Let me complete Sam Hopkins' answer.

The expression on the left is
$$
  \Psi\left(\sum_{i_1+\dots+i_{n+1}=n-1}{n-1\choose i_1,\dots,i_{n+1}}\prod_j x_j^{i_j+1}\right)
  =\sum_{i_1+\dots+i_{n+1}=n-1}{n-1\choose i_1,\dots,i_{n+1}}\prod_j(i_j+1)!
  =(n-1)!\sum_{i_1+\dots+i_{n+1}=n-1}\prod_j (i_j+1)
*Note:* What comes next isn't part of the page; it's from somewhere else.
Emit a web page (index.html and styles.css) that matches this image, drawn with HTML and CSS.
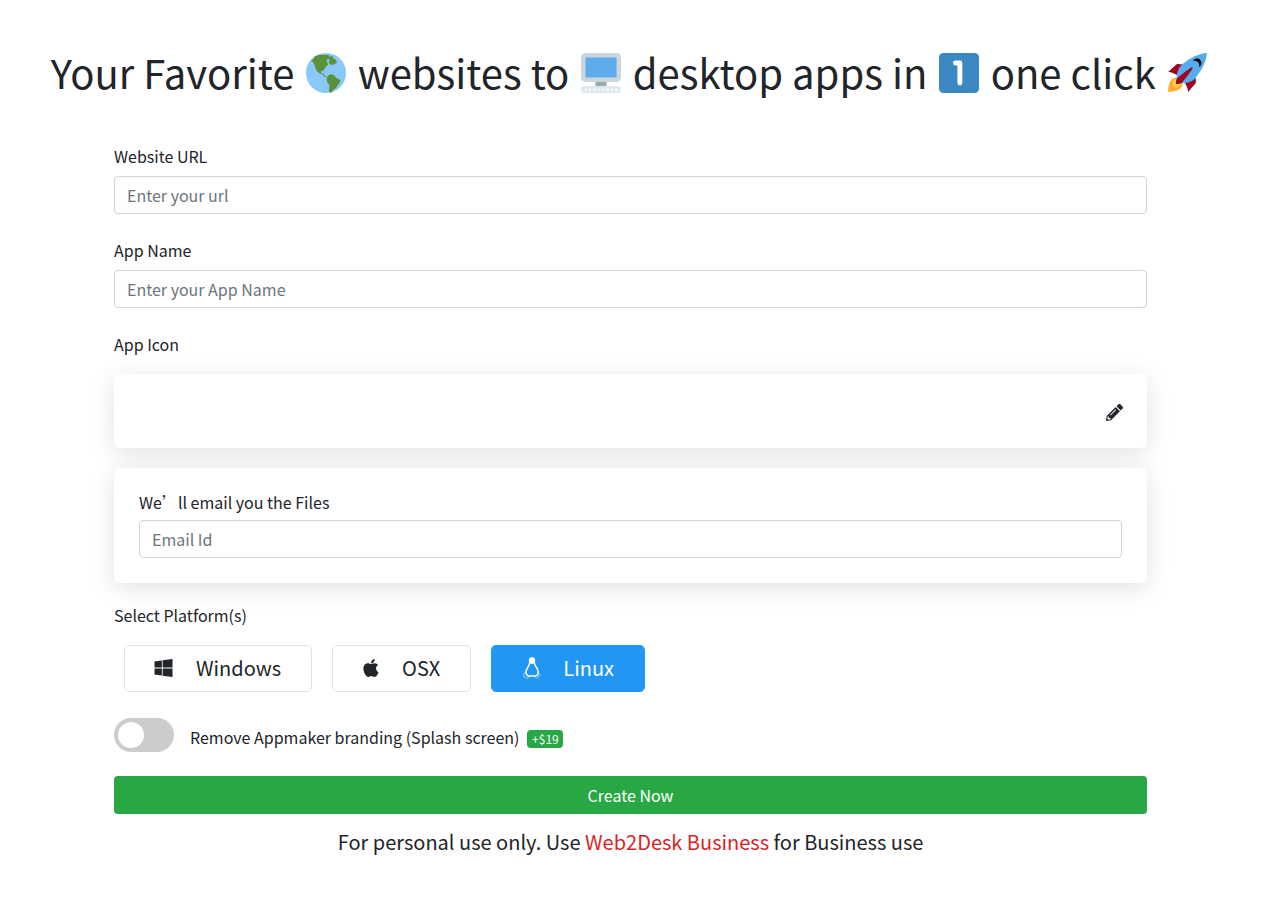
FILE: index.html
```html
<!DOCTYPE html>
<html lang="en">
<head>
<meta charset="utf-8">
<title>Appmaker</title>
<link rel="stylesheet" href="styles.css">
</head>
<body>
<main class="page">
  <h1 class="title">Your Favorite <svg class="emoji" viewBox="0 0 36 36"><circle cx="18" cy="18" r="18" fill="#88c9f9"/><path fill="#5c913b" d="M4.200 7L6.500 5.600 8 3l4.600-1.500L20 1.800l1.500 1.600 2.200-.7.700 2 1.600.600 1.600 2-.1 2.200-2.600.200-.500 1-2.400-.2-1.200-1-.4-1.600 1.200-1.600-1.500-1.200-1.900 1.700 1 1.500.7 2.200-1.800 1.600-1.400 2.300-1 .6.200 1.700-1.300-1-1.500 1.200 1.300 1.700 1.300-.4.100 1.300 1.300.5.700 1.600 1.300.2-.4.400-2.200-.9-1.600-1.800-3.600-1.700-2.200-2.600L7.500 10.500 6.300 8z"/><path fill="#5c913b" d="M19.400 20.600l2.600-1.400 3 .6 1.600 1.800 1.600 1.400 2.800 1.200-.8 2.800-2 2.600-1.600 2.200-2.500 2-.7 1.500-2 .2-.8-2 .6-4.800-2.200-2.600-.4-2.500z"/></svg> websites to <svg class="emoji" viewBox="0 0 36 36"><path fill="#ccd6dd" d="M36 22a4 4 0 0 1-4 4H4a4 4 0 0 1-4-4V4a4 4 0 0 1 4-4h28a4 4 0 0 1 4 4v18z"/><path fill="#5dadec" d="M4 4h28v18H4z"/><path fill="#9aaab4" d="M13 26h10v4H13z"/><rect y="30" width="36" height="6" rx="3" fill="#e1e8ed"/><path d="M4 33h29" fill="none" stroke="#f5f8fa" stroke-width="2.500" stroke-linecap="round" stroke-dasharray="0 4"/></svg> desktop apps in <svg class="emoji" viewBox="0 0 36 36"><rect width="36" height="36" rx="4" fill="#3b88c3"/><path fill="none" stroke="#fff" stroke-width="4.400" stroke-linecap="round" stroke-linejoin="round" d="M14.800 9h4v18"/></svg> one click <svg class="emoji" viewBox="0 0 36 36"><path fill="#a0041e" d="M1 17l8-7 16 1 1 16-7 8s0-6-6-12-12-6-12-6z"/><path fill="#ffac33" d="M1 35s0-8 3-11 11-2.800 11-2.800S15 29 12 32 1 35 1 35z"/><circle fill="#ffcc4d" cx="9" cy="27" r="4"/><path fill="#55acee" d="M36 0S26 0 14 10c-6 5-6 14-4 16s11 2 16-4C36 10 36 0 36 0z"/><path d="M27 5c-1.623 0-3.013.971-3.641 2.360.502-.227 1.055-.36 1.641-.36 2.209 0 4 1.791 4 4 0 .586-.133 1.139-.359 1.640C30.030 12.013 31 10.623 31 9c0-2.209-1.791-4-4-4z"/><path fill="#a0041e" d="M8 28s0-4 1-5 13-11 14-10-9 13-10 14-5 1-5 1z"/></svg></h1>
  <form class="form">
    <div class="group">
      <label class="label" for="url">Website URL</label>
      <input class="field" id="url" placeholder="Enter your url">
    </div>
    <div class="group">
      <label class="label" for="name">App Name</label>
      <input class="field" id="name" placeholder="Enter your App Name">
    </div>
    <div class="label">App Icon</div>
    <div class="card icon-card">
      <svg class="pencil" viewBox="0 0 512 512" fill="currentColor"><path d="M497.900 142.100l-46.100 46.100c-4.700 4.700-12.300 4.700-17 0l-111-111c-4.700-4.700-4.700-12.300 0-17l46.100-46.100c18.700-18.700 49.100-18.700 67.900 0l60.100 60.100c18.800 18.700 18.800 49.100 0 67.900zM284.200 99.800L21.600 362.400.4 483.900c-2.900 16.400 11.400 30.600 27.800 27.800l121.500-21.300 262.600-262.600c4.700-4.700 4.700-12.300 0-17l-111-111c-4.800-4.700-12.400-4.700-17.100 0zM124.100 339.900c-5.500-5.500-5.500-14.300 0-19.800l154-154c5.500-5.500 14.300-5.500 19.800 0s5.500 14.300 0 19.800l-154 154c-5.500 5.500-14.300 5.500-19.800 0zM88 424h48v36.300l-64.500 11.300-31.100-31.100L51.700 376H88v48z"/></svg>
    </div>
    <div class="card email-card">
      <label class="label" for="email">We’ll email you the Files</label>
      <input class="field" id="email" placeholder="Email Id">
    </div>
    <div class="label">Select Platform(s)</div>
    <div class="platforms">
      <div class="platform"><svg class="os windows" viewBox="0 32 448 448" fill="currentColor"><path d="M0 93.700l183.600-25.300v177.400H0V93.700zm0 324.600l183.600 25.300V268.400H0v149.900zm203.800 28L448 480V268.400H203.800v177.900zm0-380.600v180.100H448V32L203.800 65.700z"/></svg>Windows</div>
      <div class="platform"><svg class="os apple" viewBox="4 32 377 448" fill="currentColor"><path d="M318.700 268.700c-.2-36.700 16.400-64.400 50-84.800-18.800-26.900-47.200-41.700-84.700-44.600-35.500-2.800-74.300 20.700-88.500 20.700-15 0-49.400-19.700-76.400-19.700C63.300 141.200 4 184.800 4 273.500q0 39.300 14.400 81.200c12.800 36.700 59 126.700 107.200 125.200 25.200-.6 43-17.900 75.800-17.900 31.800 0 48.300 17.900 76.400 17.900 48.600-.7 90.400-82.500 102.600-119.300-65.200-30.700-61.700-90-61.700-91.900zm-56.600-164.200c27.300-32.400 24.800-61.900 24-72.500-24.100 1.400-52 16.400-67.900 34.900-17.500 19.800-27.800 44.300-25.600 71.900 26.100 2 49.900-11.400 69.500-34.300z"/></svg>OSX</div>
      <div class="platform selected"><svg class="os linux" viewBox="0 0 18 22" fill="none" stroke="currentColor"><path stroke-width="1.500" d="M6.600 6.500V3.500a2.400 2.400 0 0 1 4.800 0v3c.3 2 3.800 5 3.800 8.500 0 2.500-1.500 4-3.500 4H6.300c-2 0-3.300-1.500-3.300-4 0-3.500 3.300-6 3.600-8.500z"/><path fill="currentColor" stroke="none" d="M6.200 3C6.500 1 7.700.5 9 .5s2.800 1 2.800 3v4.500l-1.300-1.500-1.500.5-1.500-.5-1.300 1.500z"/><path stroke-width=".5" d="M3 15.500l-2.500 1 .3 3.500 4.200 1.400 1.800-1.800M14.800 15.500l2.600 2-.4 1.200-3.500 2.700-2-1.500"/></svg>Linux</div>
    </div>
    <div class="branding">
      <span class="switch"><span class="knob"></span></span>
      <span class="brand-text">Remove Appmaker branding (Splash screen)</span>
      <span class="badge">+$19</span>
    </div>
    <button class="create" type="button">Create Now</button>
    <p class="note">For personal use only. Use <a class="link">Web2Desk Business</a> for Business use</p>
  </form>
</main>
</body>
</html>
```
FILE: styles.css
```css
* { box-sizing: border-box; }
body {
  margin: 0;
  background: #fff;
  color: #212529;
  font: 400 16px/24px "Noto Sans CJK SC", sans-serif;
}
.page { width: 1261px; padding-top: 48px; }
.title {
  margin: 0;
  text-align: center;
  white-space: nowrap;
  font-size: 40px;
  line-height: 48px;
  font-weight: 400;
}
.emoji { width: 40px; height: 40px; vertical-align: -4px; margin: 0 2.75px; }
.form { width: 1033px; margin: 48px auto 0; }
.group { margin-bottom: 24px; }
.label { display: block; margin-bottom: 8px; }
.field {
  display: block;
  width: 100%;
  height: 38px;
  padding: 6px 12px;
  border: 1px solid #ced4da;
  border-radius: 4px;
  font: inherit;
  background: #fff;
}
.field::placeholder { color: #6c757d; opacity: 1; }
.card {
  border-radius: 5px;
  background: #fff;
  box-shadow: 0 5px 25px rgba(0, 0, 0, .12);
  padding: 25px;
}
.icon-card {
  display: flex;
  align-items: center;
  justify-content: flex-end;
  height: 74px;
  margin: 18px 0 20px;
  padding: 27px 24px 25px;
}
.pencil { width: 17px; height: 17px; }
.email-card { height: 115px; padding-top: 22px; margin-bottom: 20px; }
.email-card .label { margin-bottom: 6px; }
.platforms { display: flex; gap: 20px; margin: 18px 10px 26px; }
.platform {
  display: flex;
  align-items: center;
  height: 47px;
  padding: 0 30px 0 29px;
  border: 1px solid #dee2e6;
  border-radius: 5px;
  font-size: 20px;
  line-height: 30px;
  padding-bottom: 1px;
}
.selected { background: #2196f3; border-color: #2196f3; color: #fff; }
.os { height: 18px; margin-right: 23px; }
.windows { width: 19px; }
.apple { width: 16px; margin-left: 1px; }
.linux { width: 18px; height: 22px; margin: 0 22px 0 2px; }
.branding { display: flex; height: 34px; margin-bottom: 24px; }
.switch { width: 60px; height: 34px; padding: 4px; border-radius: 17px; background: #ccc; }
.knob { display: block; width: 26px; height: 26px; border-radius: 50%; background: #fff; }
.brand-text { margin: 7px 8px 0 16px; }
.badge {
  height: 18px;
  margin-top: 12px;
  padding: 0 4.600px;
  border-radius: 4px;
  background: #28a745;
  color: #fff;
  font-size: 12px;
  line-height: 18px;
}
.create {
  display: block;
  width: 100%;
  height: 38px;
  padding: 0;
  border: 0;
  border-radius: 4px;
  background: #28a745;
  color: #fff;
  font: inherit;
}
.note { margin: 13px 0 0; text-align: center; font-size: 20px; line-height: 30px; }
.link { color: #dc1f26; }
```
  =(n-1)!\sum_{a_1+\dots+a_{n+1}=2n}\prod_j a_j.
$$
Now the identity is a partial case of the following:
$$
  \sum_{a_1+\dots+a_k=\ell}\prod_j a_j={\ell+k-1\choose 2k-1},
$$
as
$$
  n!\frac1{2n+1}{3n\choose n}=\frac{(3n)!}{(2n+1)!}=(n-1)!{3n\choose 2n+1}.
$$

To prove the general identity, denote the left-hand part by $f(k,\ell)$ and notice that $f(1,\ell)=\ell$ and
$$
  f(k,\ell)=\sum_i if(k-1,\ell-i).
$$
Now it suffices to check that the right-hand part satisfies the same conditions, which is easy (the recurrence follows from $(1-x)^{1-2k}=(1-x)^{-2}(1-x)^{3-2k}$).